Fan Zhang’s distinct resistance approach has been characterised by the research as “agency through acquiescence.” This distinct form of resistance is far from passive. Rather, by drawing on available resources, agency through acquiescence enhances the resistor’s resistance capabilities allowing him/her to focus on basic essentials of life.

These three unique accounts reveal the realities, complexities and nuanced nature of resistance during an unprecedented period of political upheaval in the years immediately following the Communist revolution in 1949. The need to provide family members gave all three resistors featured here the courage and tenacity to question, in different ways, the claims made by the new Communist order. Even in the most adverse of circumstances, the human spirit rises to the fore.
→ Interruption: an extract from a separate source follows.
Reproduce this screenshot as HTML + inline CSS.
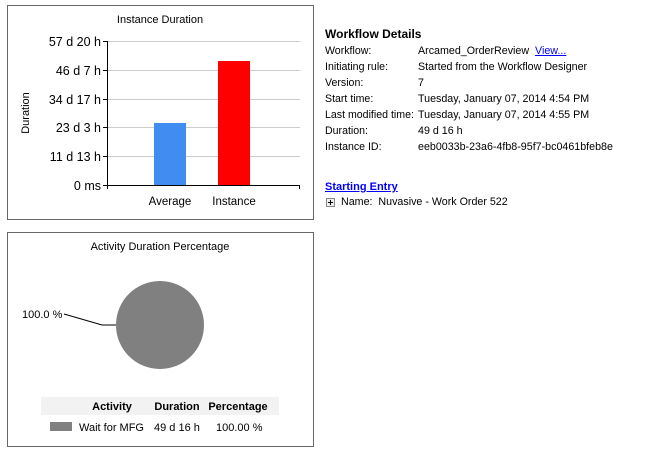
<!DOCTYPE html>
<html><head><style>
body{margin:0;width:652px;height:456px;background:#fff;font-family:"Liberation Sans",sans-serif;font-size:11px;color:#000;position:relative;overflow:hidden}
.a{position:absolute;white-space:nowrap}
.box{position:absolute;border:1px solid #666;box-sizing:border-box}
</style></head><body>
<div class="box" style="left:7px;top:5px;width:307px;height:215px"></div>
<div class="box" style="left:7px;top:232px;width:307px;height:215px"></div>
<svg class="a" style="left:0;top:0" width="320" height="456" font-family="Liberation Sans, sans-serif">
<text x="160" y="23" font-size="11" text-anchor="middle">Instance Duration</text>
<g stroke="#ccc" stroke-width="1">
<line x1="107" y1="41.5" x2="300" y2="41.5"/><line x1="107" y1="70.5" x2="300" y2="70.5"/><line x1="107" y1="99.5" x2="300" y2="99.5"/><line x1="107" y1="127.5" x2="300" y2="127.5"/><line x1="107" y1="156.5" x2="300" y2="156.5"/>
</g>
<rect x="154" y="123" width="32" height="62" fill="#418cf0"/>
<rect x="218" y="61" width="32" height="124" fill="#ff0000"/>
<g stroke="#000" stroke-width="1">
<line x1="107.5" y1="41" x2="107.5" y2="186"/><line x1="103" y1="185.5" x2="300" y2="185.5"/>
<line x1="103" y1="41.5" x2="107" y2="41.5"/><line x1="103" y1="70.5" x2="107" y2="70.5"/><line x1="103" y1="99.5" x2="107" y2="99.5"/><line x1="103" y1="127.5" x2="107" y2="127.5"/><line x1="103" y1="156.5" x2="107" y2="156.5"/>
<line x1="299.5" y1="185" x2="299.5" y2="189"/><line x1="107.5" y1="185" x2="107.5" y2="189"/>
</g>
<g font-size="12.5" text-anchor="end">
<text x="101" y="46">57 d 20 h</text><text x="101" y="75">46 d 7 h</text><text x="101" y="104">34 d 17 h</text><text x="101" y="132">23 d 3 h</text><text x="101" y="161">11 d 13 h</text><text x="101" y="190">0 ms</text>
</g>
<text transform="translate(29,113) rotate(-90)" font-size="11" text-anchor="middle">Duration</text>
<text x="170" y="205" font-size="11.5" text-anchor="middle">Average</text>
<text x="234" y="205" font-size="11.5" text-anchor="middle">Instance</text>

<text x="160" y="250" font-size="11" text-anchor="middle">Activity Duration Percentage</text>
<circle cx="160" cy="325" r="44" fill="#808080"/>
<polyline points="64,314 102,325 116,325" fill="none" stroke="#000" stroke-width="1"/>
<text x="22" y="318" font-size="11">100.0 %</text>
<rect x="41" y="397" width="238" height="18" fill="#f2f2f2"/>
<g font-size="11" font-weight="bold" text-anchor="middle">
<text x="112" y="410">Activity</text><text x="177" y="410">Duration</text><text x="238" y="410">Percentage</text>
</g>
<rect x="50" y="422" width="22" height="9" fill="#808080"/>
<g font-size="11"><text x="79" y="431">Wait for MFG</text><text x="154" y="431">49 d 16 h</text><text x="216" y="431">100.00 %</text></g>
</svg>
<div class="a" style="left:325px;top:27px;font-weight:bold;font-size:12px">Workflow Details</div>
<div class="a" style="left:325px;top:43px;line-height:16px;font-size:10.6px">Workflow:<br>Initiating rule:<br>Version:<br>Start time:<br>Last modified time:<br>Duration:<br>Instance ID:</div>
<div class="a" style="left:418px;top:43px;line-height:16px;font-size:10.7px">Arcamed_OrderReview &nbsp;<span style="color:#00f;text-decoration:underline">View...</span><br>Started from the Workflow Designer<br>7<br>Tuesday, January 07, 2014 4:54 PM<br>Tuesday, January 07, 2014 4:55 PM<br>49 d 16 h<br>eeb0033b-23a6-4fb8-95f7-bc0461bfeb8e</div>
<div class="a" style="left:325px;top:181px;font-weight:bold;color:#00f;text-decoration:underline">Starting Entry</div>
<div class="a" style="left:326px;top:198px;width:7px;height:7px;border:1px solid #888;background:#eee"></div>
<div class="a" style="left:328px;top:202px;width:5px;height:1px;background:#000"></div>
<div class="a" style="left:330px;top:200px;width:1px;height:5px;background:#000"></div>
<div class="a" style="left:341px;top:196px;font-size:10.7px">Name:&nbsp; Nuvasive - Work Order 522</div>
</body></html>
Resistance fuelled by agency in the form of deferment, protest and acquiescence provides a continuum through which the negotiation of oppression may be viewed. The three accounts featured here are a salutary reminder of the importance of documenting verbatim accounts regarding the realities of resistance, specifically its power, potential and potency. As the Chinese proverb says, “Even the faintest ink is more powerful than the strongest memory.” The extracts from the accounts presented here serve to preserve a vital window in China’s history for generations to come.